By Beverly Gadson-Birch
Illegal guns and drugs are permeating black communities and destroying black men in unparalleled numbers since slavery. Is it happenstance or by design? What has led up to these murders is nothing short of orchestrated genocide. It began with a two-tier educational system and drug dealers dumping loads of guns and drugs into the black community. Fathers got hooked on drugs and abandoned their children. Mothers took on two or three low-paying jobs to make ends meet while leaving children home alone to raise themselves. How do we dig ourselves out of this systemic disingenuous mess?
Yesterday, there were three reported killings of young black men—two in North Charleston and one West Ashley—all killed within 12 hours. Before I could wrap my hands around this widespread violence that has become commonplace in black communities, I received a call that my nephew-in-law, an ex-professional football player for the Baltimore Ravens and NY Giants, was shot four times in Charlotte, NC. Details are sketchy at this time, but he is reportedly in stable condition.

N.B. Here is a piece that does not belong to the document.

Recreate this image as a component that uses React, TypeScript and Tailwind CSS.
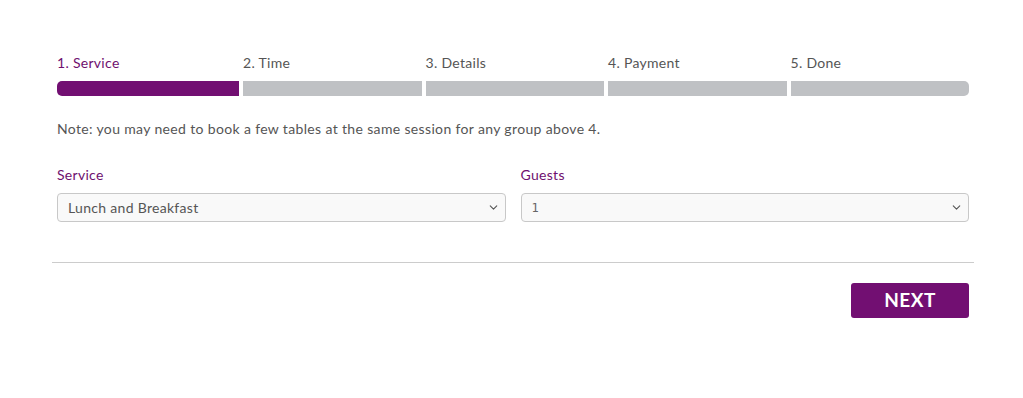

I am an old school girl. We talked things over whenever someone offended us. The biggest disagreement back in the day, that seemed to garner some attention, was at a dance if someone stepped on your shoes. The dispute ended in an apology or a shoving match. Even if there was retaliation, rarely would someone end up dead. Retaliation was little more than gathering up your boys to kick butts. And drive-by shootings were unheard of. If parents knew something was brewing, they intervened and prevented the discord from escalating. Where are the parents of these young men that are committing violent acts and terrorizing neighborhoods? Where are they? Where are our leaders? Where are the clergies? Why are you invisible? Well, so much for the good ole days when my biggest fears were rats, roaches and snakes.
The lion share of murders is happening in North Charleston and Mayor Summey has yet to take a stand against crime in his city. There are nine failing schools in Charleston County School District and eight are in North Charleston. North Charleston has two failing high schools—North Charleston and R.B. Stall High; and, two excellent rated—Academic Magnet and School of the Arts. The enrollment disparity speaks for itself. The two failing high schools are predominately black and brown; two successful high schools, predominately white. Is there any wonder why crime is out of control in the city? Who ‘da heck cares?
The Mayor has been silent on the issue of education as well. The problem is not just a black problem. It’s a community problem. Crime has no boundaries. We are either in the boat together or all out. You either sink or swim. There is no in between. Folks don’t like to hear the truth; but the truth is all I know. I know y’all didn’t ask me, but I have to speak it like I see it. We can expect more of the same if we continue electing persons to office who don’t give a rat turd about building families and healthy communities. It’s all about fattening their nest, employing their family, awarding contracts to their friends and maintaining the status quo while the rest of us are left to deal with dark money or no money; minimum wage jobs or joblessness; minimally adequate education or failing schools; ghetto or get out; healthcare or health neglect; food desert or food bank, etc., and the disparities goes on and on and on.
White folk, y’all need to listen up. My ancestors put up with back-breaking work in cotton and tobacco fields while temperatures soared well above 100 degrees. Slavery time is over. These young black whippersnappers today ain’t gonna put up with your foolishness. Y’all ‘scuse my grammar. Y’all better own this thing and stop pretending y’all ain’t got nothing to do with this mess. It may be in the black community today, but just wait!!
We have got to desensitize young black males regarding the long and short term effects of drugs and guns. Education must begin in the home, church and school, basically in that order. It’s about reprogramming and providing opportunities for young people. It’s about redirecting resources that are being spent in white communities and redeveloping black communities, community resource and sports centers, after school and high tech programs and a first-class educational system that produces scholars and not criminals.
I still want to know: “Where ‘da heck are our black leaders? Where are our clergies? Y’all know who you are. Come out with your hands up!!”